■ Goal of the exercise: Identify the lines that include the word "components", then copy all of them.

^^^^

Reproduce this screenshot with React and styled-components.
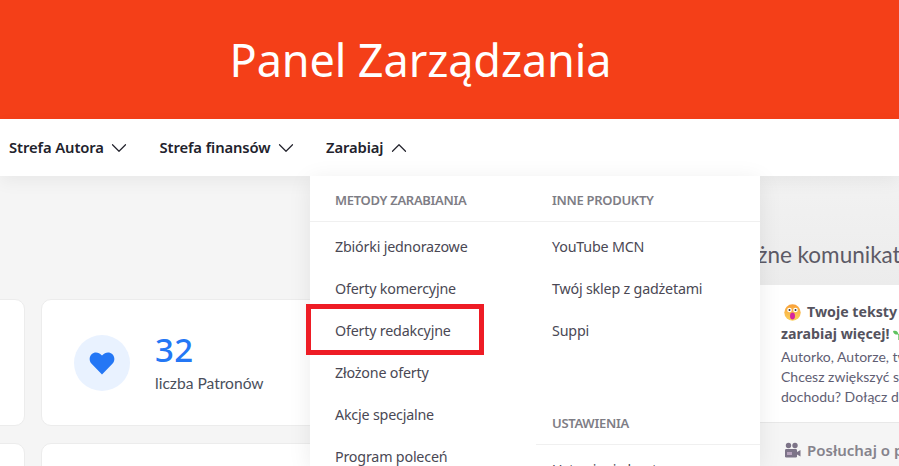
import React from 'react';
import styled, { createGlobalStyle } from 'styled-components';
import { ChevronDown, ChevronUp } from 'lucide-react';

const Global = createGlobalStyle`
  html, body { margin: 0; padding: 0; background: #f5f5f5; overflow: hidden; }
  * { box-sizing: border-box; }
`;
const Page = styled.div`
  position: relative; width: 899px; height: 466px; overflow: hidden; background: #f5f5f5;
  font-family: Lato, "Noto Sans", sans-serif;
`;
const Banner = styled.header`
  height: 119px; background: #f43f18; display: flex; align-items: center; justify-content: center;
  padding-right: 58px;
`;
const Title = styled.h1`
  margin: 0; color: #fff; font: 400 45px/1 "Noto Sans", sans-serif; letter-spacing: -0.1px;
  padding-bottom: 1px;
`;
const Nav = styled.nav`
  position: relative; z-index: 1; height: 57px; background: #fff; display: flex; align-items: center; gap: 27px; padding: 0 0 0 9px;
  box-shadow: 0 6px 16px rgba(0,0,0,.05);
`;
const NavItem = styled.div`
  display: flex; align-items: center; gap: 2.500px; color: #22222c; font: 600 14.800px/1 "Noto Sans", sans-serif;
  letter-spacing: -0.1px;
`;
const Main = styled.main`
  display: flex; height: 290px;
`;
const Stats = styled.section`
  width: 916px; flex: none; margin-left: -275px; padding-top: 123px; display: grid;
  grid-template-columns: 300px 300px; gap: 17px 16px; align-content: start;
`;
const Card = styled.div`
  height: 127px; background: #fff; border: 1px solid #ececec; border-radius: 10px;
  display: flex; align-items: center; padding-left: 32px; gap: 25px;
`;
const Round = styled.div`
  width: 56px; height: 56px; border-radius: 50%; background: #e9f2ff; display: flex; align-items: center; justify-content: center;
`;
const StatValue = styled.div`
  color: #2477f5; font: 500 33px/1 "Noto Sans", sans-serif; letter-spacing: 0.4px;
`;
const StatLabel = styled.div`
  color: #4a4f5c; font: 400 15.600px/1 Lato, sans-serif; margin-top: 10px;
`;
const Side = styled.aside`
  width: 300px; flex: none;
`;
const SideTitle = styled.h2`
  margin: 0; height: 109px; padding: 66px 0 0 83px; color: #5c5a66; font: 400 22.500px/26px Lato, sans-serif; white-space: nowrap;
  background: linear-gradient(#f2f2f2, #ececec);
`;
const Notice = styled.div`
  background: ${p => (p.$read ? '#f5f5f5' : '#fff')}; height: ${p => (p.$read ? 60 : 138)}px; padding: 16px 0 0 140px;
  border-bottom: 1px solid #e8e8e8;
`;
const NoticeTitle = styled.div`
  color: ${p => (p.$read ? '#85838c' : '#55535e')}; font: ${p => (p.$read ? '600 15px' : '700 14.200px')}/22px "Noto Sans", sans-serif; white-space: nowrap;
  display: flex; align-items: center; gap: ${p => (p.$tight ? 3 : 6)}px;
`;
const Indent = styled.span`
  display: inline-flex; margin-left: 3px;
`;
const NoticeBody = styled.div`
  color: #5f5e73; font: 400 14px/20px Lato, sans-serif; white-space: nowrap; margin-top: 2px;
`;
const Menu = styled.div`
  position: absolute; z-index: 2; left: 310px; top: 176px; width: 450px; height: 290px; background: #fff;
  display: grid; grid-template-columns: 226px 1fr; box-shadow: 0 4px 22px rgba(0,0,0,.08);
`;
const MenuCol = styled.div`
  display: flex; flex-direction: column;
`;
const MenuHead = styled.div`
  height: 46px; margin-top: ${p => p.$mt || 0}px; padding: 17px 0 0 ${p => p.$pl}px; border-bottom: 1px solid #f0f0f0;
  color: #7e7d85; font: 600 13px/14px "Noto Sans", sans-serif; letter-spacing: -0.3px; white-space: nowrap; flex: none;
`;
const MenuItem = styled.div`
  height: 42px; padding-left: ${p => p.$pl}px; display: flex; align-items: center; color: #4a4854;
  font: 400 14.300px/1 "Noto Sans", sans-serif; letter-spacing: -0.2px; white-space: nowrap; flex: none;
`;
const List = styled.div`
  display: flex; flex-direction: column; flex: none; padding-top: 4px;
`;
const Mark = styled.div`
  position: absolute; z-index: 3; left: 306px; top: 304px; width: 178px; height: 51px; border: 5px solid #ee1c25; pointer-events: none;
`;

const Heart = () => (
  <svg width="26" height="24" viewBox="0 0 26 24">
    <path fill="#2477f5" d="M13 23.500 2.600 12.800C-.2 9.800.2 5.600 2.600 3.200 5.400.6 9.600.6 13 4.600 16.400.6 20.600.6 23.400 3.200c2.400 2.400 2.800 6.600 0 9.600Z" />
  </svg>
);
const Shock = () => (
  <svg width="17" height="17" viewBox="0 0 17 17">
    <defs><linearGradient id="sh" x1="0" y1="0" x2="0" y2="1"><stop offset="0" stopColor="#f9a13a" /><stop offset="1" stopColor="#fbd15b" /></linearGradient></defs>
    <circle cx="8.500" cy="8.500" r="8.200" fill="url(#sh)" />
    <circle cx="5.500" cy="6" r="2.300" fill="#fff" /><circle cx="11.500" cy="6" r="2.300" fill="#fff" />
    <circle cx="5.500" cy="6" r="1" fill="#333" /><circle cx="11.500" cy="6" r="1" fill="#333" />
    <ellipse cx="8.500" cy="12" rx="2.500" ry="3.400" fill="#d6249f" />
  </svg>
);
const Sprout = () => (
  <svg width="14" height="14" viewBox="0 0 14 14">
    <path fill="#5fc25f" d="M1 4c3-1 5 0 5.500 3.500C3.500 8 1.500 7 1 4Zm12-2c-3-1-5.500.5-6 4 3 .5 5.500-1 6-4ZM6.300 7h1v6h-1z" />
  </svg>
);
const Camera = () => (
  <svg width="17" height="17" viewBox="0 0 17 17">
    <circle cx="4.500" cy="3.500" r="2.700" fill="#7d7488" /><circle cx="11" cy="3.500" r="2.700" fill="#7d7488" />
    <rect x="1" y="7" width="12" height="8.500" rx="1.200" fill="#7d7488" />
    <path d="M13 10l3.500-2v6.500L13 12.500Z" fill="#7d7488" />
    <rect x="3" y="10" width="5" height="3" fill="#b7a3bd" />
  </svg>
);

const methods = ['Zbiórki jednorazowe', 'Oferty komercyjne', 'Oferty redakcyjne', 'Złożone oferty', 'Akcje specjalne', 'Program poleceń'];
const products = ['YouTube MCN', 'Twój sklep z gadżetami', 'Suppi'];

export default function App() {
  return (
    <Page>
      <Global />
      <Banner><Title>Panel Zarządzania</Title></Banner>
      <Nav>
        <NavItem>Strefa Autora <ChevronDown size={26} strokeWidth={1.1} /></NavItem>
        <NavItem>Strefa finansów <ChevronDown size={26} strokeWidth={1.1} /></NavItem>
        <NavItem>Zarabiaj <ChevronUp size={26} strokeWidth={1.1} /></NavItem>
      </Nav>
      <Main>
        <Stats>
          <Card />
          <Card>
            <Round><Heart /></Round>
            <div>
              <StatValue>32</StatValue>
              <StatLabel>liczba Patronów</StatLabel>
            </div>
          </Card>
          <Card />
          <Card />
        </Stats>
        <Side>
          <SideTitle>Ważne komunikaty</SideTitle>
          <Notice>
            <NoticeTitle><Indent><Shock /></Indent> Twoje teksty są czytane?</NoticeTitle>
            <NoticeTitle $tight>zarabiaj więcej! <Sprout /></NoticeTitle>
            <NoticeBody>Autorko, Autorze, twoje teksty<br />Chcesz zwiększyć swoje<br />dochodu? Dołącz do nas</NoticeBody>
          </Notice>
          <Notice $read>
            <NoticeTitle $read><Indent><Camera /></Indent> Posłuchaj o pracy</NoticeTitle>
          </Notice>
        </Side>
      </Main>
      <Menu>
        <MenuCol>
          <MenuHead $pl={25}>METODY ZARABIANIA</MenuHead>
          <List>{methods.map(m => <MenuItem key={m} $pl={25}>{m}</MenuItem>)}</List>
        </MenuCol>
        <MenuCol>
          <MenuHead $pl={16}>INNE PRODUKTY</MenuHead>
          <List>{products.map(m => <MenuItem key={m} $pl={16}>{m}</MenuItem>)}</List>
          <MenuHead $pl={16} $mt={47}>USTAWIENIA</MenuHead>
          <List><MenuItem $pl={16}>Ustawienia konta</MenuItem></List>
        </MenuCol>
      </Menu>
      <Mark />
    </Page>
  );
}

^^^^

■ Finished answer:
Reproduce this screenshot with React and styled-components.
import styled, { createGlobalStyle } from 'styled-components';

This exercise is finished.